Material for this task ▸
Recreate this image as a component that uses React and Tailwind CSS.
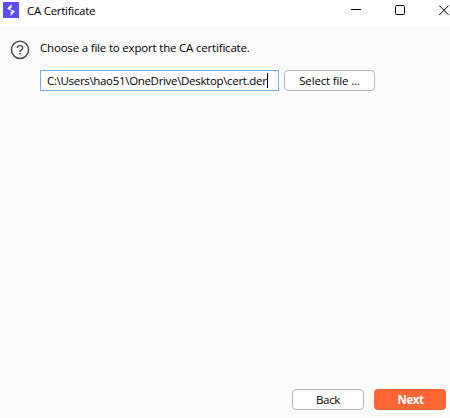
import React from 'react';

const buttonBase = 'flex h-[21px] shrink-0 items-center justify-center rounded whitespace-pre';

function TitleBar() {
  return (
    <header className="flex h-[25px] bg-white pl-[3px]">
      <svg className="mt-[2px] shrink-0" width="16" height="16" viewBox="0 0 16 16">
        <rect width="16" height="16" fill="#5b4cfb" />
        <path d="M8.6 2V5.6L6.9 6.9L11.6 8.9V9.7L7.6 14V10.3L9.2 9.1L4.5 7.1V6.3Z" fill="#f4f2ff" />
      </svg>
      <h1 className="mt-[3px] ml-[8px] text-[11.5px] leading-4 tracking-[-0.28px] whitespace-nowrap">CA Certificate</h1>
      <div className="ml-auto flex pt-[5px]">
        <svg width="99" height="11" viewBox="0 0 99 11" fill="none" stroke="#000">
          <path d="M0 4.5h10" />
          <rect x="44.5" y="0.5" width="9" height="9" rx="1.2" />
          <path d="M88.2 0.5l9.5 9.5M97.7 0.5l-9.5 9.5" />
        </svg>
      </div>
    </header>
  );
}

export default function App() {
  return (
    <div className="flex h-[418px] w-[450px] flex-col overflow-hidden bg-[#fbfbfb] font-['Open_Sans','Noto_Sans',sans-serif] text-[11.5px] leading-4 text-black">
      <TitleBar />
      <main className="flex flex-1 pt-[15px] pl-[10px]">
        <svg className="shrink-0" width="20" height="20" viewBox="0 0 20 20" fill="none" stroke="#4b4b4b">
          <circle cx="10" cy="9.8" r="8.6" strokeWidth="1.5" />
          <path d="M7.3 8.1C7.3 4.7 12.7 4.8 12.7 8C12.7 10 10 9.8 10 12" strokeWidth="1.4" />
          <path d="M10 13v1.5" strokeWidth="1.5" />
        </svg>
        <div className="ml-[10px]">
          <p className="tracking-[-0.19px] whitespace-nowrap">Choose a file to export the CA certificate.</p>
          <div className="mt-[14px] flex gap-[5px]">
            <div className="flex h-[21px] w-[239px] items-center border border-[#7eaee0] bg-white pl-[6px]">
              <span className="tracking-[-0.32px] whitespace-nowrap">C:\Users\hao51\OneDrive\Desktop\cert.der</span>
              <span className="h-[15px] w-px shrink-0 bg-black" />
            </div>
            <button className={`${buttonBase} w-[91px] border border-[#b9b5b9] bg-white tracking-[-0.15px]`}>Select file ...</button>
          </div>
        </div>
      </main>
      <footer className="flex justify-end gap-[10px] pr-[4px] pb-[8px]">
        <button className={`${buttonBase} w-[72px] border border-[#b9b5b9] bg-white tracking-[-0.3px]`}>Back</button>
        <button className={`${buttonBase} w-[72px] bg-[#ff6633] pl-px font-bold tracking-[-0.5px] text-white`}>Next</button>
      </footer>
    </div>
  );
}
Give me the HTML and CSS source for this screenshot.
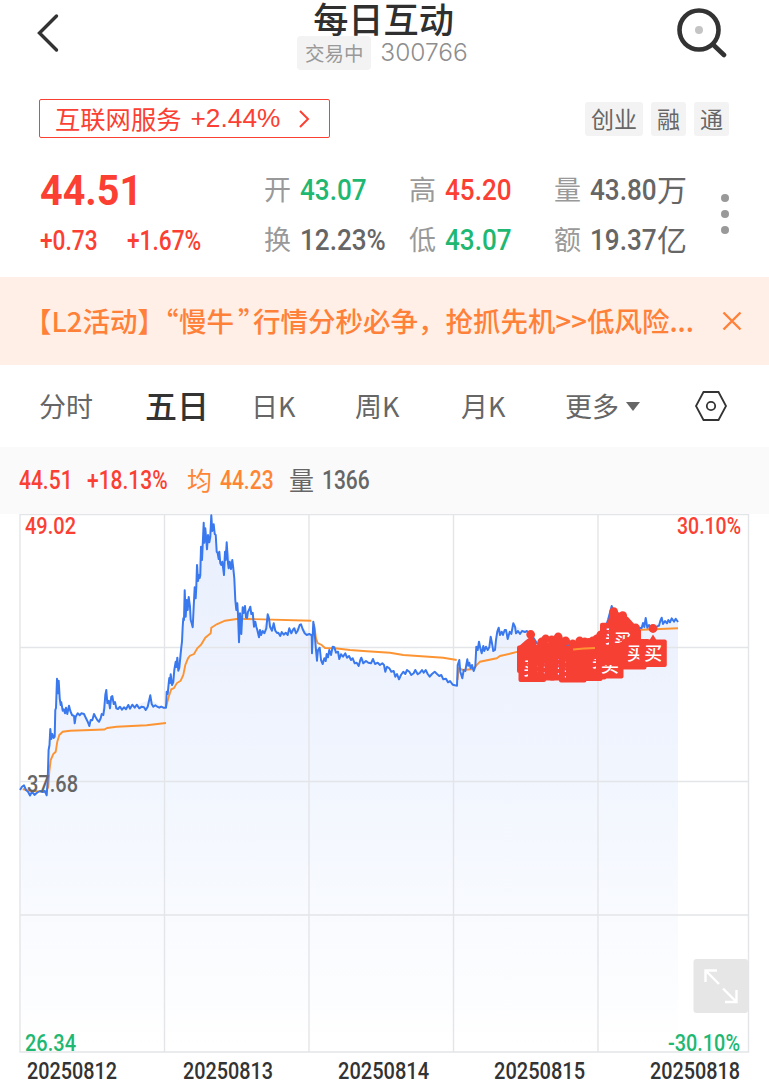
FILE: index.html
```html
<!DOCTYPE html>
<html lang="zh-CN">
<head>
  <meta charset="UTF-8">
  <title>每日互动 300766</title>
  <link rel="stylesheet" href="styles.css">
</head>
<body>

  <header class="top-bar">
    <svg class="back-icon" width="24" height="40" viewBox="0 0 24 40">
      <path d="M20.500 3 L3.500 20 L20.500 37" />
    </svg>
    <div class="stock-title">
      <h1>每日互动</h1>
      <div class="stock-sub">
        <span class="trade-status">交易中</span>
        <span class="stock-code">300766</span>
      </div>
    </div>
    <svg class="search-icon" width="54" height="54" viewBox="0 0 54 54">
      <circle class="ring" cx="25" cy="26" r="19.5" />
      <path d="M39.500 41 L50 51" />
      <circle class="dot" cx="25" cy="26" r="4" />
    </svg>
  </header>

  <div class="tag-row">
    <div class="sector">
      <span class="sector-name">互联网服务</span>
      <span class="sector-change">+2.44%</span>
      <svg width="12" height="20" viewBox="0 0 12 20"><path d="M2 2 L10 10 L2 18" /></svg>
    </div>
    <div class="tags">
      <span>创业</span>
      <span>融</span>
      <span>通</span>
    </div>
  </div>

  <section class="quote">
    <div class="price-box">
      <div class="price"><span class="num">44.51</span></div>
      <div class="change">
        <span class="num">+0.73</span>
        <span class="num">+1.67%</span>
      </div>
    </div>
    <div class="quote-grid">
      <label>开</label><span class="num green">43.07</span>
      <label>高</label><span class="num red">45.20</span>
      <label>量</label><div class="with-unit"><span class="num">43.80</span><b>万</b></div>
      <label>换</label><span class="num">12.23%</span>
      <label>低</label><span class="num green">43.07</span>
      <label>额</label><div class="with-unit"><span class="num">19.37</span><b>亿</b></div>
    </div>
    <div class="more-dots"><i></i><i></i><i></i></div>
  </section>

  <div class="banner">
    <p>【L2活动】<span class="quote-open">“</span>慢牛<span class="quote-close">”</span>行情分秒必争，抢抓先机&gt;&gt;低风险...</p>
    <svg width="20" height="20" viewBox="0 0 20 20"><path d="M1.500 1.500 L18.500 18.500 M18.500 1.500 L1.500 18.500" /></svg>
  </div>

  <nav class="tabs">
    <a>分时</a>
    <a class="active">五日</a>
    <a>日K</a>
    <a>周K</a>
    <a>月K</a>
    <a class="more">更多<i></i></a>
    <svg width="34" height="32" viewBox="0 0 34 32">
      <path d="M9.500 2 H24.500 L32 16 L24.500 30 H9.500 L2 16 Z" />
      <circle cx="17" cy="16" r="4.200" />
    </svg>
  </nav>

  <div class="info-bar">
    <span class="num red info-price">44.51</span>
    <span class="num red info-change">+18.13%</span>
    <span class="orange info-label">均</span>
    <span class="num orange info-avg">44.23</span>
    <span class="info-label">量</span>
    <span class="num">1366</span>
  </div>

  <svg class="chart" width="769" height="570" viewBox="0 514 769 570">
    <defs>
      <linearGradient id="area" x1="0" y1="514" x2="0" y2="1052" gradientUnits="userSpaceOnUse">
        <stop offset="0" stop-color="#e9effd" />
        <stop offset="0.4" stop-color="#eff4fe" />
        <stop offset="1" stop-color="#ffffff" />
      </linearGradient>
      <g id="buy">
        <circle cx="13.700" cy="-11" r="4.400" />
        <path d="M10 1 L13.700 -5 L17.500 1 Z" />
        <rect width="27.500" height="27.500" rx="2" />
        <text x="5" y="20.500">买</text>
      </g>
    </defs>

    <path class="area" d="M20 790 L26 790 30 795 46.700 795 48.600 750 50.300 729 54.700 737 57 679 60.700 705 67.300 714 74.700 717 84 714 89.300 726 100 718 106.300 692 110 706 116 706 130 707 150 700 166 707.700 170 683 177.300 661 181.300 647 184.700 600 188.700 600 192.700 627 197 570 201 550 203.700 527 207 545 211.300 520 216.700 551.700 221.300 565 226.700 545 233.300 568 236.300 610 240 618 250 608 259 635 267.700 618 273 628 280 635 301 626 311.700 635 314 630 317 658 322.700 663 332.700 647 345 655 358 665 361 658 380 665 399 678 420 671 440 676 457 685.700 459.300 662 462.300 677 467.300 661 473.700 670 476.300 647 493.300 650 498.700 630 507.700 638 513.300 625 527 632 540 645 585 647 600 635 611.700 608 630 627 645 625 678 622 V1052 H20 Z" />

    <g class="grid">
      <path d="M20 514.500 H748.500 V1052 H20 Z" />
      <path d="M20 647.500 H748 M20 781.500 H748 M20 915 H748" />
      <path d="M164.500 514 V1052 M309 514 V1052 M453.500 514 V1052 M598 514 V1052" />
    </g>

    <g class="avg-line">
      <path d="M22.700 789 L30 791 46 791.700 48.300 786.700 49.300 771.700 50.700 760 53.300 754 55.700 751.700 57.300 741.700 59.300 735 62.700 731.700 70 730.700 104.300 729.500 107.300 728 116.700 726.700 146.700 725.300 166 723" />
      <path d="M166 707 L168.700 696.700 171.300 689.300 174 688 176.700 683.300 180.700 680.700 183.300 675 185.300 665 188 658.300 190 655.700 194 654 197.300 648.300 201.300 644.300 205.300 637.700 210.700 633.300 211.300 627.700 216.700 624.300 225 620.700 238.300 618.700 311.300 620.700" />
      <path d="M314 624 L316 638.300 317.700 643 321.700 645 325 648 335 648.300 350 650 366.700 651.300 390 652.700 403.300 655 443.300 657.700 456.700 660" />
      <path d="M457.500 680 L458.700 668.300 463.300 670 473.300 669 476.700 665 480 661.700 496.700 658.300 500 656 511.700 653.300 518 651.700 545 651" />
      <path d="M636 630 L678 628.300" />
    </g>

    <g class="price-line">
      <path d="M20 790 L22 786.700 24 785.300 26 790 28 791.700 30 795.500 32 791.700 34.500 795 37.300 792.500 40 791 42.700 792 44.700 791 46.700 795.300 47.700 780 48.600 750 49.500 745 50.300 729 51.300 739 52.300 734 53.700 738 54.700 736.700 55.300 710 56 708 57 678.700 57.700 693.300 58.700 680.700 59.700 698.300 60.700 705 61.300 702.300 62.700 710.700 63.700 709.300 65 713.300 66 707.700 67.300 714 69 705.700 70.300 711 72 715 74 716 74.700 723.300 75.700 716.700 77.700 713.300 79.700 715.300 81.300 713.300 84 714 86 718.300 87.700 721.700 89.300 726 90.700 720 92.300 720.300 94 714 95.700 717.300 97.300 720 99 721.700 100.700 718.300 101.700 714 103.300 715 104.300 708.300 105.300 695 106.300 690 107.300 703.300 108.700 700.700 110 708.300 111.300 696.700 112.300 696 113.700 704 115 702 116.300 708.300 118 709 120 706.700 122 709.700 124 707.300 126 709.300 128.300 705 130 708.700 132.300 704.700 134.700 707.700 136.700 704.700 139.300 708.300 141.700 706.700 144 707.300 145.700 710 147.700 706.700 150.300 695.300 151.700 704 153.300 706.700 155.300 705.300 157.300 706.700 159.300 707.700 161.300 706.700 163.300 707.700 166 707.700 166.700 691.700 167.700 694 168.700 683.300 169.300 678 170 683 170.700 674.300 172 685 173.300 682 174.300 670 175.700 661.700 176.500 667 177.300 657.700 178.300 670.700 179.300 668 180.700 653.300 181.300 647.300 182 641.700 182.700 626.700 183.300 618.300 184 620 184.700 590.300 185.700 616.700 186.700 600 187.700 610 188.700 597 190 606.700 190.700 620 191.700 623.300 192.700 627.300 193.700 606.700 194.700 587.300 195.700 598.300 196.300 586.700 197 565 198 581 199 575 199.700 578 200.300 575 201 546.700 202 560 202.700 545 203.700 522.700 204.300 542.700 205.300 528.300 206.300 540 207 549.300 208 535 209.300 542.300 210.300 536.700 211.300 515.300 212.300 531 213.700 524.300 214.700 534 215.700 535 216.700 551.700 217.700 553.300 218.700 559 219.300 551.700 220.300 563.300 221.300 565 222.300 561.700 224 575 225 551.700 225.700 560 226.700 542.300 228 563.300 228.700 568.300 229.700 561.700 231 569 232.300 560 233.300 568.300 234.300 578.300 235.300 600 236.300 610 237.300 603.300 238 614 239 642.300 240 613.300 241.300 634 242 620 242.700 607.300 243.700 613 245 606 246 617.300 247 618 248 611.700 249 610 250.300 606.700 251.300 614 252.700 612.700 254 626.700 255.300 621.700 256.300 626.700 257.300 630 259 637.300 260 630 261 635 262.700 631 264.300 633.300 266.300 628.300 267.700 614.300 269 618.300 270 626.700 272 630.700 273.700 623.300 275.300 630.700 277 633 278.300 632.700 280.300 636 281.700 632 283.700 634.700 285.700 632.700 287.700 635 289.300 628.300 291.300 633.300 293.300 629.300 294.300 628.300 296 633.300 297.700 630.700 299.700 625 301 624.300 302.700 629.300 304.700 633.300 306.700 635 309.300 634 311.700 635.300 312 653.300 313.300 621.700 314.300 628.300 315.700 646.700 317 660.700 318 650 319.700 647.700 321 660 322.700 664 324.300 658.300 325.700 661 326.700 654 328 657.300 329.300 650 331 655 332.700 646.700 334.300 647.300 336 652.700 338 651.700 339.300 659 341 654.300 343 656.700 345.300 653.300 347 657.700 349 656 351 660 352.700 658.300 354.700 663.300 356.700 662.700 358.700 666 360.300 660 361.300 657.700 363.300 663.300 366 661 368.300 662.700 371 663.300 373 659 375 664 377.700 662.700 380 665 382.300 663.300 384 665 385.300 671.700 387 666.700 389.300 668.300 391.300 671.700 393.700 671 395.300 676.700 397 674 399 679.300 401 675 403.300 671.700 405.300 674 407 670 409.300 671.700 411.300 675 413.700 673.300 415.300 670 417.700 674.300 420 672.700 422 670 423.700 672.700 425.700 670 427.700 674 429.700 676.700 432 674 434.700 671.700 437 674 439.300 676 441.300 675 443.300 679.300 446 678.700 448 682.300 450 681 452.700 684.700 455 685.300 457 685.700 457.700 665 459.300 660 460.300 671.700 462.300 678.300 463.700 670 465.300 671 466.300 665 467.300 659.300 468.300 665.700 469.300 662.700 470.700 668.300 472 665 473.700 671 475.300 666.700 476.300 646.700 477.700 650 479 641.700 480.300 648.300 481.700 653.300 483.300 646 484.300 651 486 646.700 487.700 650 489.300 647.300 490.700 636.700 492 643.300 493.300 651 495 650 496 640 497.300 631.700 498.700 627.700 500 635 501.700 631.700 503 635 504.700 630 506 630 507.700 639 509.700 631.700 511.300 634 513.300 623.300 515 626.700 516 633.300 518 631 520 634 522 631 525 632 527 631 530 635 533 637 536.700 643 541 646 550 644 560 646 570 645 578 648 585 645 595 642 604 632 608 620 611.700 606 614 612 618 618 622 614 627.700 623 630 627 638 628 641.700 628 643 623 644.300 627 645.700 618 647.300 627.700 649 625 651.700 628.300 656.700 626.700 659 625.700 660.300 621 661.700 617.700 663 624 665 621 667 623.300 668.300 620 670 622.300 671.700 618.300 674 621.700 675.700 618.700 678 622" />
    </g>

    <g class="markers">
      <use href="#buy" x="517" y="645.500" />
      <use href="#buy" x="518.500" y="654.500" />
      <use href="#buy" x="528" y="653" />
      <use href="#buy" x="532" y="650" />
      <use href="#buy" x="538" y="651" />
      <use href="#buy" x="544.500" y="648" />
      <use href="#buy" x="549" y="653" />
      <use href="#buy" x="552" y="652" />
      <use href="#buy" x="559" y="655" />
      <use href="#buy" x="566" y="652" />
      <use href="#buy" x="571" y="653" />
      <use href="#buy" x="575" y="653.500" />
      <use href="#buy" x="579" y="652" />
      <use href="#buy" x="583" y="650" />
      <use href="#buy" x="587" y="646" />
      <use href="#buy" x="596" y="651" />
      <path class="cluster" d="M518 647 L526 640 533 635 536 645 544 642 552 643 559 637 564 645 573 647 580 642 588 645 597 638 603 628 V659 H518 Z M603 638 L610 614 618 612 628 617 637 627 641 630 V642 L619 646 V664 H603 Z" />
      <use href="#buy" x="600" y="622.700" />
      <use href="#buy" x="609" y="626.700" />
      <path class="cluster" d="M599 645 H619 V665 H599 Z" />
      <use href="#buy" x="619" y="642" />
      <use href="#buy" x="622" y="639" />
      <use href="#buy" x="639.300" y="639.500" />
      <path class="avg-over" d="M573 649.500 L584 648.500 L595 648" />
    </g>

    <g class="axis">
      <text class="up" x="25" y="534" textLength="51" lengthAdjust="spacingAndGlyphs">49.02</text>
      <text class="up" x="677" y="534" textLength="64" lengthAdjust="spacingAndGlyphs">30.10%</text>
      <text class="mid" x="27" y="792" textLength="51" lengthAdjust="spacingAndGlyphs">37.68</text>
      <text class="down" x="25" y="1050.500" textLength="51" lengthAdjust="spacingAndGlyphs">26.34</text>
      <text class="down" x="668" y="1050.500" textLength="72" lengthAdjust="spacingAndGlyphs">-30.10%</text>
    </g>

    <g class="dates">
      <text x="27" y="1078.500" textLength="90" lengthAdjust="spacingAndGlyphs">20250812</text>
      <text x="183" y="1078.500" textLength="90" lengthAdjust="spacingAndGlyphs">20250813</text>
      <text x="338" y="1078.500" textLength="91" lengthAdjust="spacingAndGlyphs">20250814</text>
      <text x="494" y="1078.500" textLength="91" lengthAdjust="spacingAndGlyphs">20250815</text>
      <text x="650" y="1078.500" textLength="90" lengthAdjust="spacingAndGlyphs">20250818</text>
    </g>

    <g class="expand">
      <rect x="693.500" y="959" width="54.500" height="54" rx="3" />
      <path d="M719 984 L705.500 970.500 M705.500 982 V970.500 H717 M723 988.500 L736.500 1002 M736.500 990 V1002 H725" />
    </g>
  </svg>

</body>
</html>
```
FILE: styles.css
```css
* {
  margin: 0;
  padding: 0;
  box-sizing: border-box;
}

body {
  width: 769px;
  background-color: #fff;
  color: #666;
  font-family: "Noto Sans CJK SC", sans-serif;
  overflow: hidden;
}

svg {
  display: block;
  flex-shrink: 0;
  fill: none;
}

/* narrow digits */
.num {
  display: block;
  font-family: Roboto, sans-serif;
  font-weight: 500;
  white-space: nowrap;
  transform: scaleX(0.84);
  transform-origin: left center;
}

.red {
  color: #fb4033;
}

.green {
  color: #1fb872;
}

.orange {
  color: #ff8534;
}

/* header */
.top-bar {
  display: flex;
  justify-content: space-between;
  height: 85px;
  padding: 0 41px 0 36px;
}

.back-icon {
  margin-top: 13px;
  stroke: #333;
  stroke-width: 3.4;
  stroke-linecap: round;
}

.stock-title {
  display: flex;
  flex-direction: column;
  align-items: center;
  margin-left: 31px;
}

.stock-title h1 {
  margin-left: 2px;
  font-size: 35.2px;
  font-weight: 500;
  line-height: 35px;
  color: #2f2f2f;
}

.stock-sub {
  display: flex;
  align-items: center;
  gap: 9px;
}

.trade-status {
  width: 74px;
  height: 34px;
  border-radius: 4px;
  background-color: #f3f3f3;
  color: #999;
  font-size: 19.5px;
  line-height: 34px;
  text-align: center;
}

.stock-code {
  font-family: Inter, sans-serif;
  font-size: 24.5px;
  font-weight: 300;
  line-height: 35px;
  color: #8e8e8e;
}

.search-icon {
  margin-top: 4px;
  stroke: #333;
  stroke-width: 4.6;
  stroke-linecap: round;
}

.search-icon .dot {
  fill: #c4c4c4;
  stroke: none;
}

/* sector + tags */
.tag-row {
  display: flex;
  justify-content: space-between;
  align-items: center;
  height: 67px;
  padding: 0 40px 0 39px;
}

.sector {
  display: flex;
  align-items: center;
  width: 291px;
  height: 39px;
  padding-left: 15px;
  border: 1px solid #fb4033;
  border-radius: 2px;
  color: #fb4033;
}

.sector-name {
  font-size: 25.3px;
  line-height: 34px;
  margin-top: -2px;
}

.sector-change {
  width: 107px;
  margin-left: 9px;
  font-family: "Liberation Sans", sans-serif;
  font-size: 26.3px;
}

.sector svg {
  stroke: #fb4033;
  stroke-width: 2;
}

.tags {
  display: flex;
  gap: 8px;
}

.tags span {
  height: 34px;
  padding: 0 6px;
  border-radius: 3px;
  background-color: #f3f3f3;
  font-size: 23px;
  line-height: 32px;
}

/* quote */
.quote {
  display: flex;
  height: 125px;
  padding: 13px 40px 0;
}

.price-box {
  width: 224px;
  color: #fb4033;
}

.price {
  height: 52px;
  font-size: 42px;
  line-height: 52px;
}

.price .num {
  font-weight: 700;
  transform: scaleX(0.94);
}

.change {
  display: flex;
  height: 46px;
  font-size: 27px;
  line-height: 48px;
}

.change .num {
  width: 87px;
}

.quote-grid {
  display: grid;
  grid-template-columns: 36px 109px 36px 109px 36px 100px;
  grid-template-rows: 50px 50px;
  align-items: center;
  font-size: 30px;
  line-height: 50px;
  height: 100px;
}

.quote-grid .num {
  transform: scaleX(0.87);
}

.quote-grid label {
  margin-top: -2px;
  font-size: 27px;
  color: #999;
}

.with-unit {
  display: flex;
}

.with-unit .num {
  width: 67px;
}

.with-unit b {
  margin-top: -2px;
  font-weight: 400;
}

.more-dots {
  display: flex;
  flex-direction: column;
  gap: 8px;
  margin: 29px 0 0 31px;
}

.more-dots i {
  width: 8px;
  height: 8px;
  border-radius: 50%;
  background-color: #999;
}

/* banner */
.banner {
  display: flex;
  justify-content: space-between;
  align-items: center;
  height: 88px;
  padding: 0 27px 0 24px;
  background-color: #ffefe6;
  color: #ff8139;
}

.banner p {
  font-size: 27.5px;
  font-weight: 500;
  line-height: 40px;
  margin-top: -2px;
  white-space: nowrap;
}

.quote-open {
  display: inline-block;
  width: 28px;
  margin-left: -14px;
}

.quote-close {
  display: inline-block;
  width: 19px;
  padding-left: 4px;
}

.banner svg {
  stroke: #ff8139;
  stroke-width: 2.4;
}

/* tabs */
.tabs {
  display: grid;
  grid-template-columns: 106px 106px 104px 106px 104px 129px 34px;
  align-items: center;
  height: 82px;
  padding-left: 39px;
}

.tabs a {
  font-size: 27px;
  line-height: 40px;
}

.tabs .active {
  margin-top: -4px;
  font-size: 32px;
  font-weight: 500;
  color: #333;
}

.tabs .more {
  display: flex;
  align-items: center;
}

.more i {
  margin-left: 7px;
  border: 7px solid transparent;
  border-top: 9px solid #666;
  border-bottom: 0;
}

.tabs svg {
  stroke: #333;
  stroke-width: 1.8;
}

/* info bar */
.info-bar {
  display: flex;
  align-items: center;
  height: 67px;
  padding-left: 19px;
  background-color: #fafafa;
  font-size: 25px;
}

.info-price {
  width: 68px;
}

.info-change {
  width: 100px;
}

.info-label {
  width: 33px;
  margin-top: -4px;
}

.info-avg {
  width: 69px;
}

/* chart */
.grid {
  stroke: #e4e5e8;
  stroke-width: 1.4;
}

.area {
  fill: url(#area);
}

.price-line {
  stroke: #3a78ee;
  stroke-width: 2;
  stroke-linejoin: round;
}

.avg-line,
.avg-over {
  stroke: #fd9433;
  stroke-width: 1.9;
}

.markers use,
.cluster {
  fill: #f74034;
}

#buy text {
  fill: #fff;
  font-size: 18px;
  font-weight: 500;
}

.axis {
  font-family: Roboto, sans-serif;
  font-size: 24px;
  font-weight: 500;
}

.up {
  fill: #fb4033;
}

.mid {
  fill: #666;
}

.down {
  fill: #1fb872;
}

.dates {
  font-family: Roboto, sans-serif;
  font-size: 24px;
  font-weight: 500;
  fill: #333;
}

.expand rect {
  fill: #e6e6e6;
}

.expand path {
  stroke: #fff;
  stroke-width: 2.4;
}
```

Task directions ▸ Output exactly the span of lines from the top of the listing through the line holding "const buttonBase = 'flex", and leave every picture out.

Solution for this problem ▸
Recreate this image as a component that uses React and Tailwind CSS.
import React from 'react';

const buttonBase = 'flex h-[21px] shrink-0 items-center justify-center rounded whitespace-pre';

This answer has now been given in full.